I should be writing this week’s incomplete progress notes but I really don’t feel like diving down that rabbit hole on this dreary gray afternoon and so I have the television playing old episodes of CSI Miami in the background and I’m playing catch up on various household things that have been neglected the last three weeks as my spare energies have been channeled into learning the six minute monologue and 45 minute scene that comprise my piece of Seven Santas. I am proud to say that I have forced all of those words into my brain and that they mainly come out at the right time and in the right order on stage. There are a couple of lines that I seem to drop routinely and I have no idea why I have such a block against them but my castmates have figured out which ones they are and there are plans in place to keep things on track when I screw up. We officially opened last night. The audience seemed to enjoy it. Although I’m not sure it’s the sort of play you enjoy as much as take in and cogitate on as it’s got some very astute political and sociological points to make in the trappings of mordant black comedy. Two more performances this weekend and three next, and then it’s on to Into the Woods, the next project in the queue.

We’re in that lull period of the work year which lasts from roughly Thanksgiving through MLK day. People have way too much on their plates so they tend not to schedule routine physician visits and all of those problems that generally require them to send multiple portal messages magically go on hiatus while there are other things to occupy the waking hours. Things take off like a rocket again in January, however, when the out of town kids come to visit the parents for the holidays and realize what has been covered up or minimized and they then start pushing their elders in to deal with the cognitive and physical changes that the out of towners recognize more than the in towners as the delta of chronic disease is big enough between visits to declare itself. I have two more work weeks, then two weeks off. I’ve taken the post Christmas holiday period the last two years so I probably won’t be able to take it next year. It will be someone else’s turn. Unless I retire in the interim.

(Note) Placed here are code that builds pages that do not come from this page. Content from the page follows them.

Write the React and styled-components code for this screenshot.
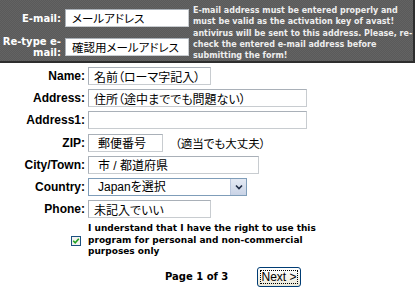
import React from 'react';
import styled, { createGlobalStyle } from 'styled-components';

const GlobalStyle = createGlobalStyle`
  body {
    margin: 0;
    background: #ffffff;
    font-family: "Liberation Sans", Arial, sans-serif;
  }
`;

const Page = styled.div`
  width: 417px;
  height: 289px;
  overflow: hidden;
`;

const Panel = styled.div`
  display: flex;
  width: 415px;
  height: 63px;
  box-sizing: border-box;
  background: repeating-conic-gradient(#5a5a5a 0 25%, #636363 0 50%) 0 0 / 2px 2px;
  border-right: 2px solid #2e2e2e;
  border-bottom: 2px solid #2e2e2e;
`;

const PanelFields = styled.div`
  display: grid;
  grid-template-columns: 61px 124px;
  grid-auto-rows: 18px;
  column-gap: 4px;
  row-gap: 11px;
  padding-top: 9px;
`;

const PanelLabel = styled.div`
  font-family: "DejaVu Sans", Verdana, sans-serif;
  font-weight: bold;
  font-size: 10px;
  line-height: 11px;
  color: #ffffff;
  text-align: right;
  align-self: center;
`;

const HelpText = styled.div`
  margin-left: 4px;
  padding-top: 5px;
  white-space: nowrap;
  font-family: "DejaVu Sans", Verdana, sans-serif;
  font-weight: bold;
  font-size: 8px;
  line-height: 11.25px;
  color: #eeeeee;
`;

const Input = styled.input`
  box-sizing: border-box;
  width: ${(p) => p.$w}px;
  height: 18px;
  margin: 0;
  padding: 0 0 0 ${(p) => p.$pad || 5}px;
  border: 1px solid #a9b0b8;
  border-right-color: #c8ccd0;
  border-bottom-color: #c8ccd0;
  background: #ffffff;
  font-family: "Liberation Sans", "Noto Sans CJK JP", sans-serif;
  font-feature-settings: "palt";
  font-size: ${(p) => p.$fs || 12}px;
  color: #000000;
  outline: none;
`;

const Form = styled.div`
  display: grid;
  grid-template-columns: 85px auto;
  grid-auto-rows: 18px;
  column-gap: 3px;
  row-gap: 4.2px;
  margin-top: 4px;
`;

const Label = styled.div`
  font-weight: bold;
  font-size: 12px;
  color: #000000;
  text-align: right;
  align-self: center;
`;

const Cell = styled.div`
  display: flex;
  align-items: center;
  gap: 12px;
`;

const Note = styled.span`
  font-family: "Noto Sans CJK JP", sans-serif;
  font-feature-settings: "palt";
  font-size: 11.5px;
  color: #000000;
`;

const Select = styled.div`
  box-sizing: border-box;
  display: flex;
  width: 159px;
  height: 18px;
  border: 1px solid #7f9db9;
  background: #ffffff;
`;

const SelectText = styled.div`
  flex: 1;
  padding-left: 9px;
  font-family: "Liberation Sans", "Noto Sans CJK JP", sans-serif;
  font-feature-settings: "palt";
  font-size: 12px;
  line-height: 16px;
  color: #000000;
`;

const SelectButton = styled.div`
  width: 15px;
  display: flex;
  align-items: center;
  justify-content: center;
  background: linear-gradient(#e4eaf4, #c9d3e6);
  border-left: 1px solid #b9c6dd;
`;

const AgreeRow = styled.div`
  display: grid;
  grid-template-columns: 85px 280px;
  column-gap: 3px;
  margin-top: 5px;
`;

const CheckBox = styled.div`
  justify-self: end;
  align-self: center;
  margin-right: 4px;
  margin-top: 1px;
  width: 10px;
  height: 10px;
  box-sizing: border-box;
  border: 1px solid #1c5180;
  background: #f4f4f0;
  display: flex;
  align-items: center;
  justify-content: center;
`;

const AgreeText = styled.div`
  white-space: nowrap;
  font-family: "DejaVu Sans", Verdana, sans-serif;
  font-weight: bold;
  font-size: 9px;
  line-height: 11.5px;
  color: #000000;
`;

const Pager = styled.div`
  display: flex;
  align-items: center;
  padding-left: 165px;
  margin-top: 9px;
`;

const PageText = styled.div`
  font-family: "DejaVu Sans", Verdana, sans-serif;
  font-weight: bold;
  font-size: 10px;
  color: #000000;
  width: 92px;
`;

const Button = styled.button`
  box-sizing: border-box;
  width: 44px;
  height: 20px;
  padding: 2px;
  border: 1px solid #003c74;
  border-radius: 3px;
  background: linear-gradient(#ffffff, #ece9d8);
  font-family: "Liberation Sans", Arial, sans-serif;
  font-size: 12px;
  color: #000000;
  cursor: pointer;
`;

const Focus = styled.span`
  display: block;
  height: 100%;
  box-sizing: border-box;
  border: 1px dotted #000000;
  line-height: 13px;
`;

const App = () => {
  return (
    <Page>
      <GlobalStyle />
      <Panel>
        <PanelFields>
          <PanelLabel>E-mail:</PanelLabel>
          <Input $w={124} $pad={6} $fs={11.5} defaultValue="メールアドレス" readOnly />
          <PanelLabel>
            Re-type e-
            <br />
            mail:
          </PanelLabel>
          <Input $w={124} $pad={6} $fs={11.5} defaultValue="確認用メールアドレス" readOnly />
        </PanelFields>
        <HelpText>
          E-mail address must be entered properly and
          <br />
          must be valid as the activation key of avast!
          <br />
          antivirus will be sent to this address. Please, re-
          <br />
          check the entered e-mail address before
          <br />
          submitting the form!
        </HelpText>
      </Panel>

      <Form>
        <Label>Name:</Label>
        <Input $w={123} defaultValue="名前（ローマ字記入）" readOnly />
        <Label>Address:</Label>
        <Input $w={219} defaultValue="住所（途中まででも問題ない）" readOnly />
        <Label>Address1:</Label>
        <Input $w={219} defaultValue="" readOnly />
        <Label>ZIP:</Label>
        <Cell>
          <Input $w={75} $pad={9} defaultValue="郵便番号" readOnly />
          <Note>（適当でも大丈夫）</Note>
        </Cell>
        <Label>City/Town:</Label>
        <Input $w={171} $pad={9} defaultValue="市 / 都道府県" readOnly />
        <Label>Country:</Label>
        <Select>
          <SelectText>Japanを選択</SelectText>
          <SelectButton>
            <svg width="8" height="6" viewBox="0 0 8 6">
              <path d="M1 1.5 L4 4.5 L7 1.5" fill="none" stroke="#1d2a44" strokeWidth="1.6" />
            </svg>
          </SelectButton>
        </Select>
        <Label>Phone:</Label>
        <Input $w={123} defaultValue="未記入でいい" readOnly />
      </Form>

      <AgreeRow>
        <CheckBox>
          <svg width="8" height="8" viewBox="0 0 8 8">
            <path d="M1.2 3.8 L3.2 5.8 L6.8 1.8" fill="none" stroke="#21a121" strokeWidth="1.6" />
          </svg>
        </CheckBox>
        <AgreeText>
          I understand that I have the right to use this
          <br />
          program for personal and non-commercial
          <br />
          purposes only
        </AgreeText>
      </AgreeRow>

      <Pager>
        <PageText>Page 1 of 3</PageText>
        <Button>
          <Focus>Next &gt;</Focus>
        </Button>
      </Pager>
    </Page>
  );
};

export default App;
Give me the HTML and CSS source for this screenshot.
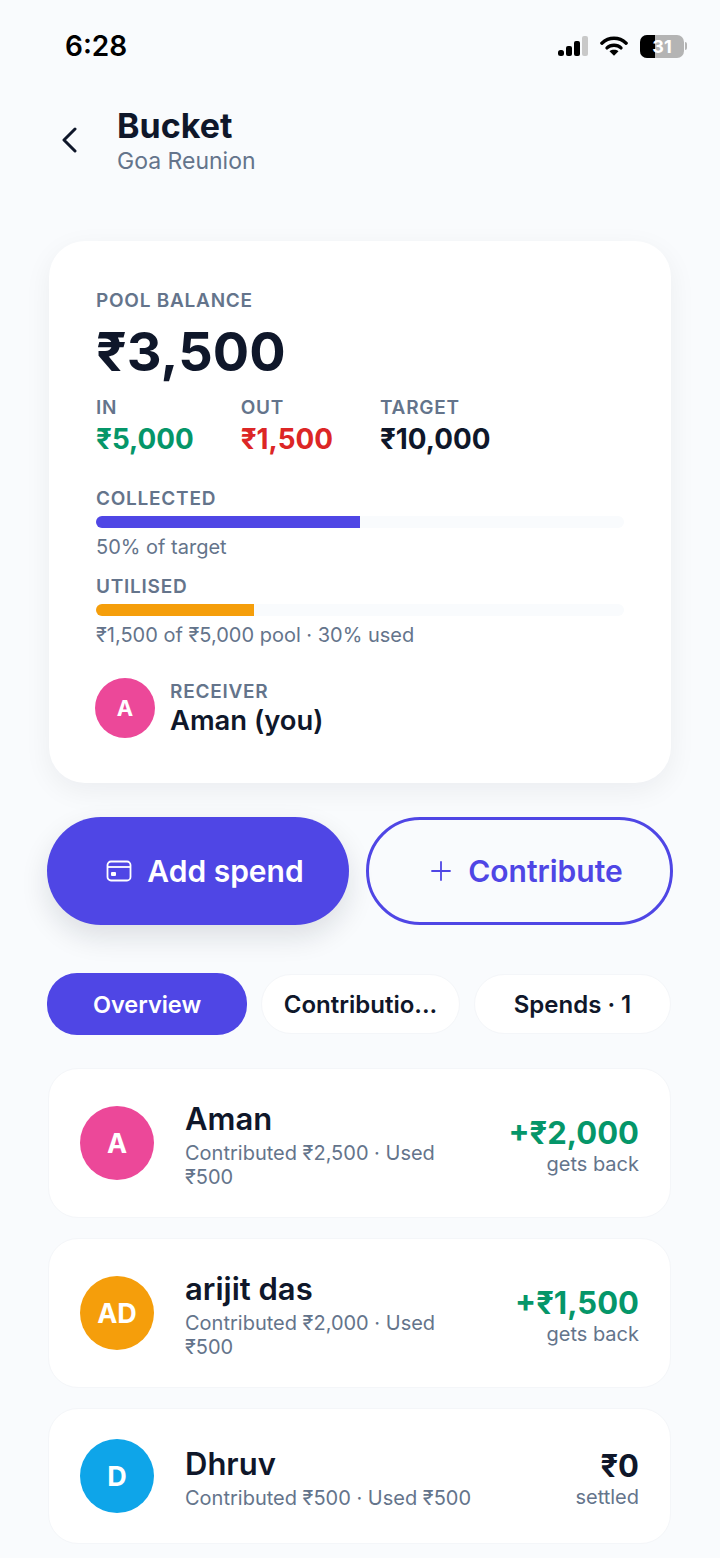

Covid numbers continue to go up. Hospitalizations have been going up by about 10% every ten days or so throughout the fall. It’s not high enough to cause significant impacts on the system, but it is high enough to raise eyebrows on those who make it their business to follow public health trends. All of the deaths I’ve heard about the last few months have been anecdotal. They’ve all been relatively young and healthy people. I’m probably hearing about them because of this so it’s a skewed sample. I haven’t seen any scientifically sound data suggesting that mortality rates for serious infection have shifted significantly since the beginning of omicron two years ago.
There have been a couple of things of note. First, the CDC has a new nifty little tool that summarizes the wastewater surveillance results by region. It’s available at https://covid.cdc.gov/covid-data-tracker/… and it’s a handy way of seeing what trends have been over the last few weeks and months. Second, immunization numbers for the most recent booster are pretty abysmal with fewer than 20% of adults having taken advantage of it. Some of that is messaging. Some of that is the end of the emergency and the federal government stepping out of distribution. Some of that is the residual follow out of the vaccine wars and a certain level of skepticism. And the third, and perhaps most important, data is coming out confirming that with every subsequent Covid infection, chances of developing long Covid symptoms increases, to the point that it rises to about 35% chance after a fourth infection. That’s enough to keep me heading off to the pharmacy for boosters as they become available. I have seen enough of long Covid to know that it’s not something I want.

I’m off to NYC for New Years. I plan to avoid Times Square on the evening of the 31st. That might have been fun at twenty or twenty five, but at sixty, it just seems nightmarish. It will be my first trip back since the pandemic. I haven’t decided what theater I will attend. I’m pretty caught up after two weeks in London this past year. The thing I would most like to see, the revival of Merrily We Roll Along, is priced astronomically so it’s pretty much out. I’ll make it up as I go along. The one thing I can say about theater is that it’s usually possible to get a single seat to even the most sold out show. You just can’t get two together. The gang that went to London last year is doing a different cultural capital together this year. Should be fun. And we’ve worked out how to do it on a budget… other than theatre tickets…
I think a nap before call time is in order. The cats have the right idea.